--- start of GIVEN ENTRIES ---

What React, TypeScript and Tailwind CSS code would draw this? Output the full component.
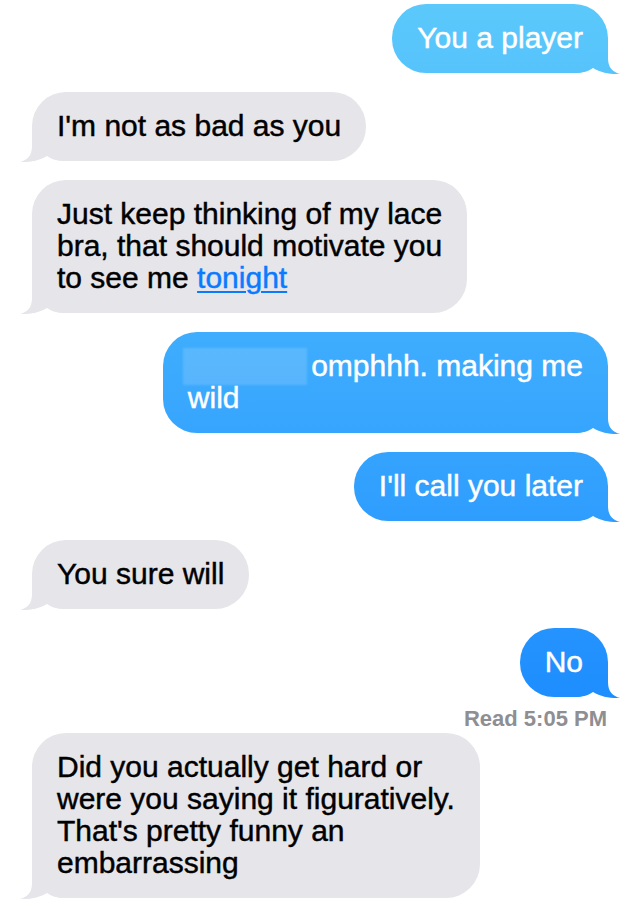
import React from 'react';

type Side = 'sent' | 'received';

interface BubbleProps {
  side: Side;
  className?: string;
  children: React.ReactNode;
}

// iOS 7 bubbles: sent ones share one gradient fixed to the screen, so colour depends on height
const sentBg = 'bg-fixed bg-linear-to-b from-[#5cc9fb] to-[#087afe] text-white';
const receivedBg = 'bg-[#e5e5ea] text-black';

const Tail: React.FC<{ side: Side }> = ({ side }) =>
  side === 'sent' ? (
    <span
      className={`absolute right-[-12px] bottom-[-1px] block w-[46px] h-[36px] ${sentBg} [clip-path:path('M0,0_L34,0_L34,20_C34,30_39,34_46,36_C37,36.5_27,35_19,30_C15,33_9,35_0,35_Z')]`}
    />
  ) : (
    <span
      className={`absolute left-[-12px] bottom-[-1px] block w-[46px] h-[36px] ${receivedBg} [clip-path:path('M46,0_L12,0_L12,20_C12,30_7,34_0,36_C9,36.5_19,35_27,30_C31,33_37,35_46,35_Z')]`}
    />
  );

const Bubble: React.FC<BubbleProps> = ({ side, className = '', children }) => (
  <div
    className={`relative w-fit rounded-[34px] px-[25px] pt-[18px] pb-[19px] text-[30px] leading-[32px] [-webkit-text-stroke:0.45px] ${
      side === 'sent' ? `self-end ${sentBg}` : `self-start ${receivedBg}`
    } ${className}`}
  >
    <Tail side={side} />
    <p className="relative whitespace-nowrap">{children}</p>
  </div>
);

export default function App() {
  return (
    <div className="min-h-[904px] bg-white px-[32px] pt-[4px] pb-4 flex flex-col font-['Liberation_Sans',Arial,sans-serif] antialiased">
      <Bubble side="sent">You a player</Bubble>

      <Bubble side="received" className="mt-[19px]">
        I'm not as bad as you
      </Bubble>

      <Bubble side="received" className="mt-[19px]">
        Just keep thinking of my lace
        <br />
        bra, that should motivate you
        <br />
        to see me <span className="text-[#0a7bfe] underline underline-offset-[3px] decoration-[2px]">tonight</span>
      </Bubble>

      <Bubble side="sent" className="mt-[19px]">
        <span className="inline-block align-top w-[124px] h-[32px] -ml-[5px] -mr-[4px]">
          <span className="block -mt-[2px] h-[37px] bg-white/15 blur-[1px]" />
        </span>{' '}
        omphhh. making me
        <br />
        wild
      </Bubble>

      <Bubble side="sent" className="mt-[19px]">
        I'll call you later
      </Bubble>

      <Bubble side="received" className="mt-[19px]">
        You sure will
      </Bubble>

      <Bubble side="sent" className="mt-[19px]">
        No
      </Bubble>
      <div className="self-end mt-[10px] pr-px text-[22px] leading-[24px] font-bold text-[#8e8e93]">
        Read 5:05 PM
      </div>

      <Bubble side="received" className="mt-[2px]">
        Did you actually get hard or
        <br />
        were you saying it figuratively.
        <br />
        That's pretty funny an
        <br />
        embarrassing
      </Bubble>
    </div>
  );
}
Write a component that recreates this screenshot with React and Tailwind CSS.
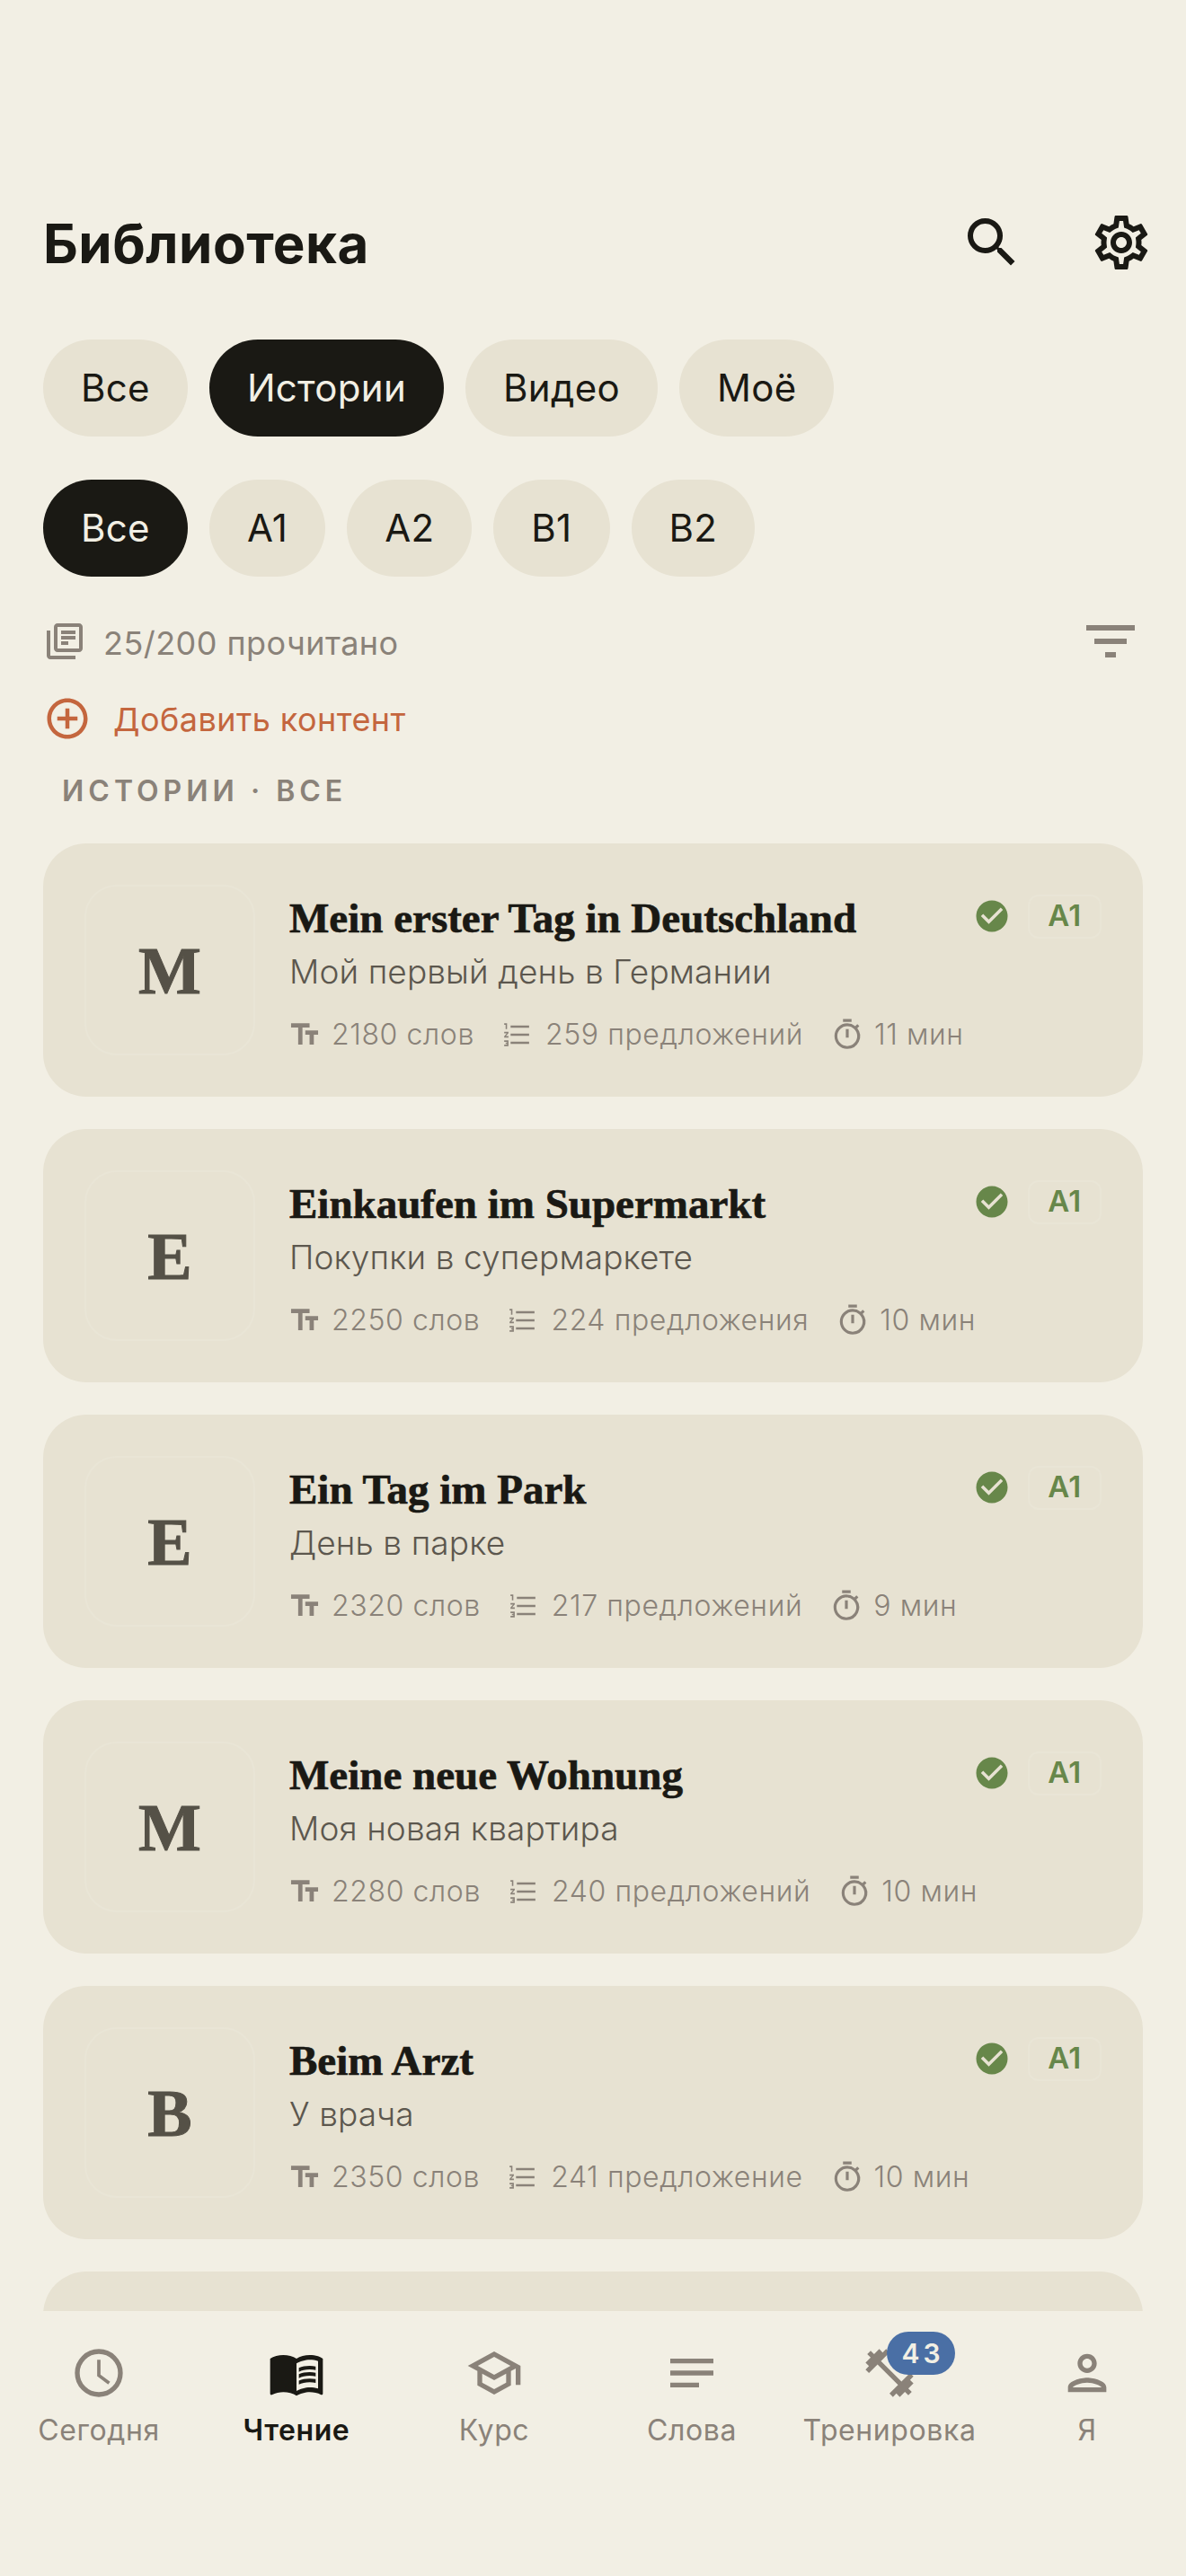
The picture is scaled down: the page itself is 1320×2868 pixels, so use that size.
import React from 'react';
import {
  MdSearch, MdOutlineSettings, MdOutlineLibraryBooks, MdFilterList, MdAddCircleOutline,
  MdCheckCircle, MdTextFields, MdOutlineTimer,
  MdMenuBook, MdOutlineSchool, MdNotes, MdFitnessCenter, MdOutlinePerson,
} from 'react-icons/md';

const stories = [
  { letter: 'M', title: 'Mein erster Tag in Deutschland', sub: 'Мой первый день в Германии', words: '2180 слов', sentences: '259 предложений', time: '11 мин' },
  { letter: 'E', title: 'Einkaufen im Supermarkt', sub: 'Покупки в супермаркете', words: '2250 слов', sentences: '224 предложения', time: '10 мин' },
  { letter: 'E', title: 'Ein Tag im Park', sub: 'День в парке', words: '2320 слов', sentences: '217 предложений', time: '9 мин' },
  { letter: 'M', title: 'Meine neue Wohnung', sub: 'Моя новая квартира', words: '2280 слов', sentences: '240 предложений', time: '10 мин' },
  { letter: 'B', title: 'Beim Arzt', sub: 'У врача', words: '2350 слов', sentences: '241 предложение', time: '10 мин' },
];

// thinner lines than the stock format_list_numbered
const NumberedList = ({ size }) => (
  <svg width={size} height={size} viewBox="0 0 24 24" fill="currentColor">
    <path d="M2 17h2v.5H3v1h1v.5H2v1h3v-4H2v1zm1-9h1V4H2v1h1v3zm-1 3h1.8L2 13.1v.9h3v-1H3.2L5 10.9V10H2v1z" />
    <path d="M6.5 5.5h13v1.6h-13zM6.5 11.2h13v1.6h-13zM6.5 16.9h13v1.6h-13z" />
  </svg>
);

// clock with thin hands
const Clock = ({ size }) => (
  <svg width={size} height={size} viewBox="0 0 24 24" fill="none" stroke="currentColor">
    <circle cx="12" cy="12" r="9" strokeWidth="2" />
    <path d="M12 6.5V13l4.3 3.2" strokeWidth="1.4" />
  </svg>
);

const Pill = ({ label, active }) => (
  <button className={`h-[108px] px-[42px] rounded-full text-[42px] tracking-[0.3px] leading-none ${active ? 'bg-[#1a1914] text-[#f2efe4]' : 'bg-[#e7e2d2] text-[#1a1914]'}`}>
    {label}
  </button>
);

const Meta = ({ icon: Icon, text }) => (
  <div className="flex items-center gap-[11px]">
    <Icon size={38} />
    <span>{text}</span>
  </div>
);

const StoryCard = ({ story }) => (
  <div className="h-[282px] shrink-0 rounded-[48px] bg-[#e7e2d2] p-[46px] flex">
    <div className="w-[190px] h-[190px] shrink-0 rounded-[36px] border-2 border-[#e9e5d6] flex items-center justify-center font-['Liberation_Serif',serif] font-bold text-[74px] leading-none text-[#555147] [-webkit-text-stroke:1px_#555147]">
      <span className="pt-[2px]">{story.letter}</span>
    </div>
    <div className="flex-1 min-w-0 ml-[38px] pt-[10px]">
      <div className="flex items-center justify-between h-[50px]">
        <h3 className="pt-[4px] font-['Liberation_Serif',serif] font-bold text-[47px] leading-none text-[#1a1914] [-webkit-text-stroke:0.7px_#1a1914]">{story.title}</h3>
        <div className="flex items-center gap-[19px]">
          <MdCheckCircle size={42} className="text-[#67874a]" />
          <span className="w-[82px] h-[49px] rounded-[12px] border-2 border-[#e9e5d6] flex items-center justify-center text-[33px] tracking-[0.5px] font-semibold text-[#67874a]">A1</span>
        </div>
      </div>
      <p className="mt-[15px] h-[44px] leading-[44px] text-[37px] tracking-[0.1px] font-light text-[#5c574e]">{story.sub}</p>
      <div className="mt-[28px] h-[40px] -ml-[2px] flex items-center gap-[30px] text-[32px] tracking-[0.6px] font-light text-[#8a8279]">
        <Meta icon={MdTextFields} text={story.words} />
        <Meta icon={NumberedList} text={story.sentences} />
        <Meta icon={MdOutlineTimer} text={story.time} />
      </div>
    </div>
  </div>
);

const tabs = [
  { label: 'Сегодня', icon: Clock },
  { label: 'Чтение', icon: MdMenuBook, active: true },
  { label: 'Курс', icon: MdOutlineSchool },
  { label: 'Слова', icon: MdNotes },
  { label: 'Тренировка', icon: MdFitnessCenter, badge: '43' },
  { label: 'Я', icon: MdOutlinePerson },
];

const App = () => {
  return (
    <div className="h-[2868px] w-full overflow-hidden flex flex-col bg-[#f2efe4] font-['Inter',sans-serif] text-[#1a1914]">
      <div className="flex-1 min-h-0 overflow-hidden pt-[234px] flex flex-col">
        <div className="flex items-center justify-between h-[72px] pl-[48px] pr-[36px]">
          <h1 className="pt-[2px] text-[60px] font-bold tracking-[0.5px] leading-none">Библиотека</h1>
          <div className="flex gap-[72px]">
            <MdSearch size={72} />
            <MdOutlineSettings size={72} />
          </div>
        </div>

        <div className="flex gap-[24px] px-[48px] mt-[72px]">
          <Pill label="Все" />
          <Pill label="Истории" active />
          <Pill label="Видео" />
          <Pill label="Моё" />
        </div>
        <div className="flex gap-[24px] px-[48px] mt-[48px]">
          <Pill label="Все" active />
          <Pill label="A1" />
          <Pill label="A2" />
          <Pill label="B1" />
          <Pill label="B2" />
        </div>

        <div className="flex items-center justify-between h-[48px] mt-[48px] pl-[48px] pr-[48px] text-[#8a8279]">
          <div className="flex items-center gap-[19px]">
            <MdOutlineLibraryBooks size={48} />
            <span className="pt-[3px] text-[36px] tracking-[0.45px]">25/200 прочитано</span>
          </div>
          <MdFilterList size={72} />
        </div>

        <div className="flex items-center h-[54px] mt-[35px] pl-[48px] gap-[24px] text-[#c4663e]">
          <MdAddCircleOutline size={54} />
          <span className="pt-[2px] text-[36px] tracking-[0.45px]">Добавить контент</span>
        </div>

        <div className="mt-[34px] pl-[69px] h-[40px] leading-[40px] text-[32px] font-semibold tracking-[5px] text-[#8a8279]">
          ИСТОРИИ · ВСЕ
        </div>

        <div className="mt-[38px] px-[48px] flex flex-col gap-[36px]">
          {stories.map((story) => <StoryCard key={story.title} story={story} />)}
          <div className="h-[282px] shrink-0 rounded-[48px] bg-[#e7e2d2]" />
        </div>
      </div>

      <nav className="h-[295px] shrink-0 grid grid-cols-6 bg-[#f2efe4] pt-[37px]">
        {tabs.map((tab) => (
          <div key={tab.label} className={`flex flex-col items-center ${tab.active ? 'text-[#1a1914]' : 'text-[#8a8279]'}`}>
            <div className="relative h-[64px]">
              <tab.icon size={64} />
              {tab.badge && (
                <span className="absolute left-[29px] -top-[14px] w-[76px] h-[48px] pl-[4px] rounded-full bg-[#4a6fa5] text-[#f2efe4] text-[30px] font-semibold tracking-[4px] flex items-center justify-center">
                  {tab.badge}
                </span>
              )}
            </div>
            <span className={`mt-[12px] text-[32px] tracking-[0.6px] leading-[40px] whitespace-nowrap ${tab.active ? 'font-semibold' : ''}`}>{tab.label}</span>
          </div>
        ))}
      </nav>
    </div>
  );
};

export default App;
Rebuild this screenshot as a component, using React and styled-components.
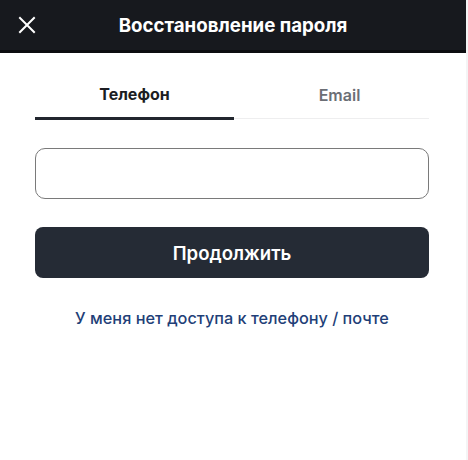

--- end of GIVEN ENTRIES ---

# TASK DETAILS
Repeat only the lines between the start of the data and the line with "const receivedBg = 'bg-[#e5e5ea] text-black';", including those two lines, and skip the pictures.

# COMPLETED EXERCISE
What React, TypeScript and Tailwind CSS code would draw this? Output the full component.
import React from 'react';

type Side = 'sent' | 'received';

interface BubbleProps {
  side: Side;
  className?: string;
  children: React.ReactNode;
}

// iOS 7 bubbles: sent ones share one gradient fixed to the screen, so colour depends on height
const sentBg = 'bg-fixed bg-linear-to-b from-[#5cc9fb] to-[#087afe] text-white';
const receivedBg = 'bg-[#e5e5ea] text-black';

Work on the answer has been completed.